友々素敵

人はなぜ生きるのか。それは生きているから。生きていることは素敵なことなのです。

政治家になれなかった

2007年07月31日 23時39分30秒 | Weblog
 カミさんは私よりもしっかりとテレビを見ている。今度の参議院選挙で、どの候補者がどんな選挙活動を展開したのか、実によく研究している。あのね、これが10年前ならば役に立ったけれど、もう私は選挙に出ることは無いから、そんなに目を輝かせて見ないで欲しいね。この前会った民主党の市議は、選挙ではもちろん街頭演説が中心だけれど、実は時間のほとんどを支援者への戸別訪問に使っていたと話していた。「自分が回れなければ、カミさんが回りました」と、その若い市議は話した。

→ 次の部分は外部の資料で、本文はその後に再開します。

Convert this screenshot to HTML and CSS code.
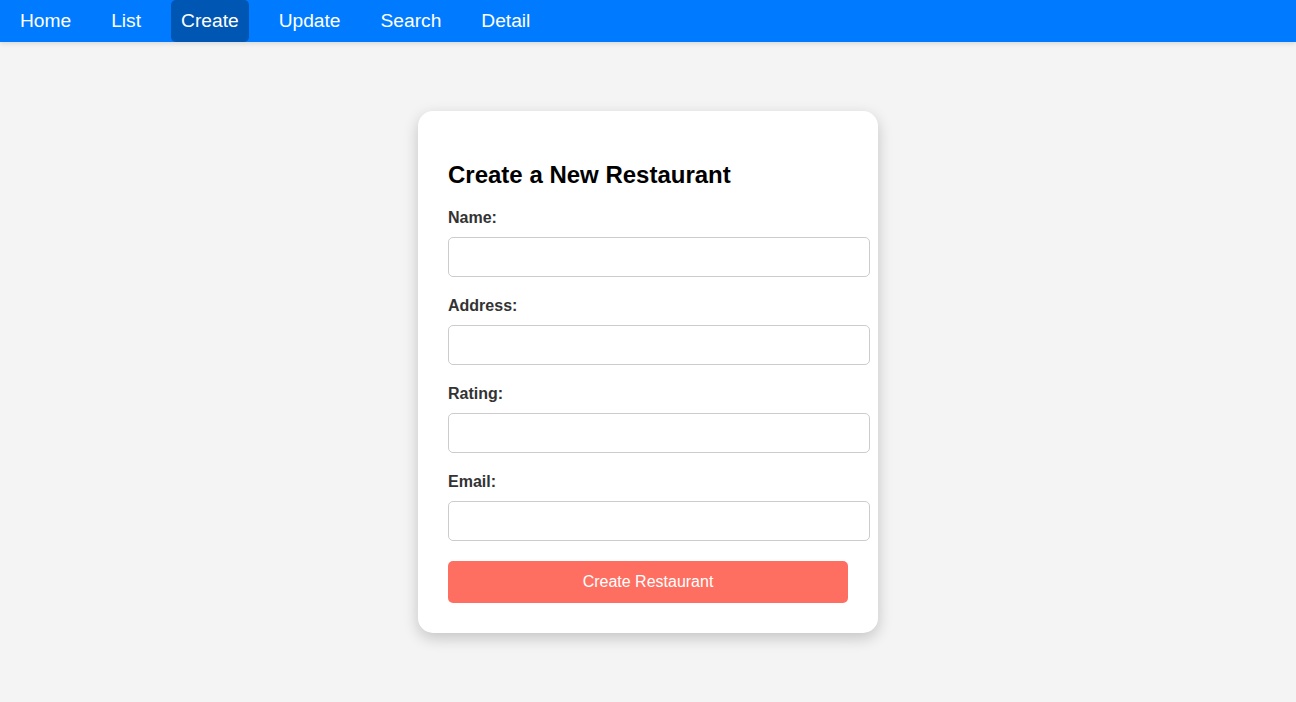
FILE: index.html
```html
<!DOCTYPE html>
<html lang="en">
<head>
<meta charset="utf-8">
<title>Create a New Restaurant</title>
<link rel="stylesheet" href="styles.css">
</head>
<body>
<nav class="navbar">
  <a class="nav-link" href="#">Home</a>
  <a class="nav-link" href="#">List</a>
  <a class="nav-link active" href="#">Create</a>
  <a class="nav-link" href="#">Update</a>
  <a class="nav-link" href="#">Search</a>
  <a class="nav-link" href="#">Detail</a>
</nav>
<main class="main">
  <div class="card">
    <h2 class="title">Create a New Restaurant</h2>
    <form class="form">
      <label class="label" for="name">Name:</label>
      <input class="input" id="name" type="text">
      <label class="label" for="address">Address:</label>
      <input class="input" id="address" type="text">
      <label class="label" for="rating">Rating:</label>
      <input class="input" id="rating" type="text">
      <label class="label" for="email">Email:</label>
      <input class="input" id="email" type="text">
      <button class="button" type="button">Create Restaurant</button>
    </form>
  </div>
</main>
</body>
</html>
```
FILE: styles.css
```css
html, body {
  margin: 0;
  padding: 0;
}
body {
  background: #f4f4f4;
  font-family: "Liberation Sans", Arial, sans-serif;
}
.navbar {
  display: flex;
  gap: 20px;
  padding: 0 10px;
  height: 42px;
  background: #007bff;
  box-shadow: 0 2px 4px rgba(0, 0, 0, 0.1);
  position: relative;
  z-index: 1;
}
.nav-link {
  color: #ffffff;
  text-decoration: none;
  font-size: 19.2px;
  line-height: 22px;
  padding: 10px;
  border-radius: 5px;
}
.nav-link.active {
  background: #0056b3;
}
.main {
  display: flex;
  justify-content: center;
  align-items: center;
  min-height: calc(100vh - 42px);
}
.card {
  width: 400px;
  padding: 30px;
  background: #ffffff;
  border-radius: 15px;
  box-shadow: 0 5px 15px rgba(0, 0, 0, 0.2);
}
.title {
  font-size: 24px;
  font-weight: bold;
  color: #000;
  margin: 20px 0;
}
.form {
  display: flex;
  flex-direction: column;
  align-items: flex-start;
}
.label {
  display: block;
  font-size: 16px;
  font-weight: bold;
  color: #333;
  margin-bottom: 10px;
}
.input {
  box-sizing: content-box;
  width: 100%;
  height: 18px;
  padding: 10px;
  margin: 0 0 20px;
  border: 1px solid #ccc;
  border-radius: 5px;
  font-size: 16px;
  font-family: inherit;
  background: #fff;
}
.button {
  width: 100%;
  height: 42px;
  padding: 0;
  border: none;
  border-radius: 5px;
  background: #ff6f61;
  color: #ffffff;
  font-size: 16px;
  font-family: inherit;
}
```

 そうした点では、私は政治家に向いていないなと思った。当選するためには何がなんでも支持者回りに徹するというこの若い政治家のようにはできなかった。ニュースレターを一軒一軒に配布して回ることが精一杯だった。自分の主義主張や自分の人柄を記したニュースレターを読んでくれれば、みんなが自分を理解し支持してくれると思っていた。実は思いたかったのだ。カミさんは教師をして私の生活を支えていたので、選挙では全く顔を出さなかった。支持者の中にはそれが不満で、カミさんは悩んでいた。そこで事務所ではお茶出しなどはするようになったが、それ以上のことはしなかった。退職した後の首長選挙でも、自分の教え子の家庭の名簿も出してくれなかったし、家庭訪問をすることも無かった。

 若い市議たちが、家族総出で一軒一軒を回ったのに、そうしたエネルギーが私たちには無かった。根本的に政治家の必要条件を欠いていたんだと、市議たちを見ていて、そう思った。民主党では鳩山さんや菅さんのカミさんが、街頭に出て候補者の応援をしたそうだ。それがかえって、候補者がかすんでしまうことになり、でしゃばり夫人と書きたてられていた。結果的には彼女たちの夫を思う気持ちが世間を動かしたのかもしれないが。

 年賀状のやり取りはあるが、ここ10年間ほど会うことの無かった友人が個展を行うと連絡が来たので、最終日になってしまったがカミさんと出かけた。丁度、本人が画廊に来ていて、いきなり握手し、喋り捲ってきたのには少々驚いた。彼が言うには、長い付き合いの中で、本当に付き合っていけるという人にだけ案内を送ったこと、フィーリングが合う人間は少ない、というようなことを捲くし立てた。無口な人のように思っていたけれど、こんなにもよく話す人だったんだと感心した。私自身もなぜか気が合う人だと感じていたが、彼は今回の参議院選挙のことから、日本の政治の現状やこれからについても、止まることなく話し続けた。信頼というか、同じ感覚の人のつながりから生まれる一体感のような安心を覚えた。

 久しぶりに名古屋の中心街を歩いて、全く私は古い人間になってしまったと感じた。確かに私も20代の頃は、長髪でひげを伸ばし、年長者から見れば、なんだこいつはという格好をしていたのだと思う。その私が、若い人たちを見るとずいぶんと感覚の違いを感じる。先ほどの市議たちを見ていても、「まだまだ若輩ですから」と言いながらも、堂々としているように私には見える。私が若い頃は、本当に未熟者で自分が頼りない存在だと感じていたが、今の若い人を見ると言葉とは裏腹になぜか自信に満ちているように見えるのはどうしてなのだろう。